Kevin Mercer, Ex-Director, Brand Strategy, The  LEGO Group, discusses decentralised models of brand governance, the creator economy, and the upsides of an in-house agency model.

Read the whitepaper 'Local, global or glocal: Effective brand governance in the age of marketing transformation' here.

Headshot of Kevin Mercer

Kevin Mercer, Director, Brand Strategy, The LEGO Group

How much more complex has brand governance become recently, and why do you think that is?

I think there are a few factors at play. The first one is the number of touch points that we use has dramatically increased. For us at The LEGO Group, that covers basically everything from activation within LEGOLAND Parks to our social media and owned channels, and everything in-between.

Especially when we think about our audience of kids, the number of touchpoints they use has exploded. We have to be where they are, and understand how to show up. How does that platform align with the values and perspectives of The LEGO Group? There are so many questions that come up.

The second one is timing. How do you have governance that maintains flexibility and agility? We're moving to a content-driven world, where we’re responding in a much more topical way. So if you’re trying to come up with more reactive content, how do you make sure that it's on-brand creatively and that it says the sort of things a consumer would expect to hear from The LEGO Group?

The third is in deciding what topics you engage in and how. For example, if we want to do a piece of communications around Pride, that needs to go through certain checks and yet that has to happen in the absence of definitive guidelines. You're often trying to figure out where the guardrails are whilst you're creating within them.

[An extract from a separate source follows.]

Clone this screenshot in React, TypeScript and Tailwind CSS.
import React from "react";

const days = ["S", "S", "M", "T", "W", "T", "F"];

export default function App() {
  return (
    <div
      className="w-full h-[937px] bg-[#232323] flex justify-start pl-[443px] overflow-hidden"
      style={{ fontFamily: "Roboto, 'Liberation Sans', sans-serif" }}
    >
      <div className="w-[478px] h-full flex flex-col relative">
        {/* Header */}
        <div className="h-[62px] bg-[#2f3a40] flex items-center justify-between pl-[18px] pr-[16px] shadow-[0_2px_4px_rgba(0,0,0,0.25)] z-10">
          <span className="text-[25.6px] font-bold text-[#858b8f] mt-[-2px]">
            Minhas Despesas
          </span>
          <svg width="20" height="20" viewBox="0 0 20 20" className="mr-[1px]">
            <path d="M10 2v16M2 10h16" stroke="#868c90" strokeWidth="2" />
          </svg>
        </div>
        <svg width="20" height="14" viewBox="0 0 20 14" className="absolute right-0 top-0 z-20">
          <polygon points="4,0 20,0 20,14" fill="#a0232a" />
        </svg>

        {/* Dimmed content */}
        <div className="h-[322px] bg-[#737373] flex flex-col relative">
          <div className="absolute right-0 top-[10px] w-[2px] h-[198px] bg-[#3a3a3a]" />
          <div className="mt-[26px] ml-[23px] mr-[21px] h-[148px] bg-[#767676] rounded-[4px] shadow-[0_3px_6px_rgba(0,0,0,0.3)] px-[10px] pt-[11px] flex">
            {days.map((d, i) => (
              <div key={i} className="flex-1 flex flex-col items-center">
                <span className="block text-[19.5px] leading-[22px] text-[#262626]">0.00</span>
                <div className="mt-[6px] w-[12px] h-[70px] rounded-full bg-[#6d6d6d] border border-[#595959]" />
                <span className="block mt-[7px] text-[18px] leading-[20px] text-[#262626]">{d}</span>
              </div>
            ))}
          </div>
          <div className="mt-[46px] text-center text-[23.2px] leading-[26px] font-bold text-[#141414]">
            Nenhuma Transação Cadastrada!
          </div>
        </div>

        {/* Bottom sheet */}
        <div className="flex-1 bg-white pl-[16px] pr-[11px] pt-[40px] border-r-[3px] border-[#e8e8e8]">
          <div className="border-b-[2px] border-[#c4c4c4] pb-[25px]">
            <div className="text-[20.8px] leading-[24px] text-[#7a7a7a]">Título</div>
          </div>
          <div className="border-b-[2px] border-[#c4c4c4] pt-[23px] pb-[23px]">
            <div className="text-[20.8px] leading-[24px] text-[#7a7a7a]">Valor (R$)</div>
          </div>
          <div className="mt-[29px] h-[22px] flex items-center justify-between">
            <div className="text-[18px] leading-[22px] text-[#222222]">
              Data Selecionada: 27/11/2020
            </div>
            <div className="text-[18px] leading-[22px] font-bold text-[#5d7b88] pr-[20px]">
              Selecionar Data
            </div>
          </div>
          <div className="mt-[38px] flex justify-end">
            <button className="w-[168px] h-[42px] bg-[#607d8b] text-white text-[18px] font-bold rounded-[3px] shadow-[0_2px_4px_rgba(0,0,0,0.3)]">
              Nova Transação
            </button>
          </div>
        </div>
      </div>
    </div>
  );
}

Do you have a specific model for brand governance at The LEGO Group?

It’s a decentralised model. A lot of the decision-making happens in local markets. There’s a push that everyone should be a brand builder, and we’re trying to embed the behaviours and practices that can facilitate that. There are guidelines that have been developed for social media, channels, and brands. And then there are communications platform guidelines that exist out there in the world. But the rollout is about empowering people.

How does it all work in practice?

Everyone who joins reads the LEGO Idea paper, which is a distillation of the LEGO brand written by the Kirk Kristiansen family, our founders. There’s also a Brand Book, and we’re making progress on similar books for our key sub-brands.

What happens when things go wrong?

It's not often easy to know when things have gone wrong! At the end of the day, markets have a degree of autonomy to create the materials that they think are going to be locally relevant for their consumers and their shoppers. That’s the trade off – if you want everything perfect, you've got to centralise it and you've got to run it with an iron fist. If you want that flexibility and local flair, you have to trust the markets.

What trends do you think will affect global brand governance going forwards?

It’s all about Gen Z and how brands need to be more radical. You're starting to put a lot more power in the hands of creators and people who are playing with your brands in the same way that people play with our bricks.

This generation hasn't had, for example, 50 years of American Express telling them, “Don’t leave home without it.” With brands chopping and changing, they don't have the same sense of permanency.

Secondly, having an in-house agency model gives you a level of proximity that allows you to get some level of governance and consistency that is harder to replicate with an external organisation.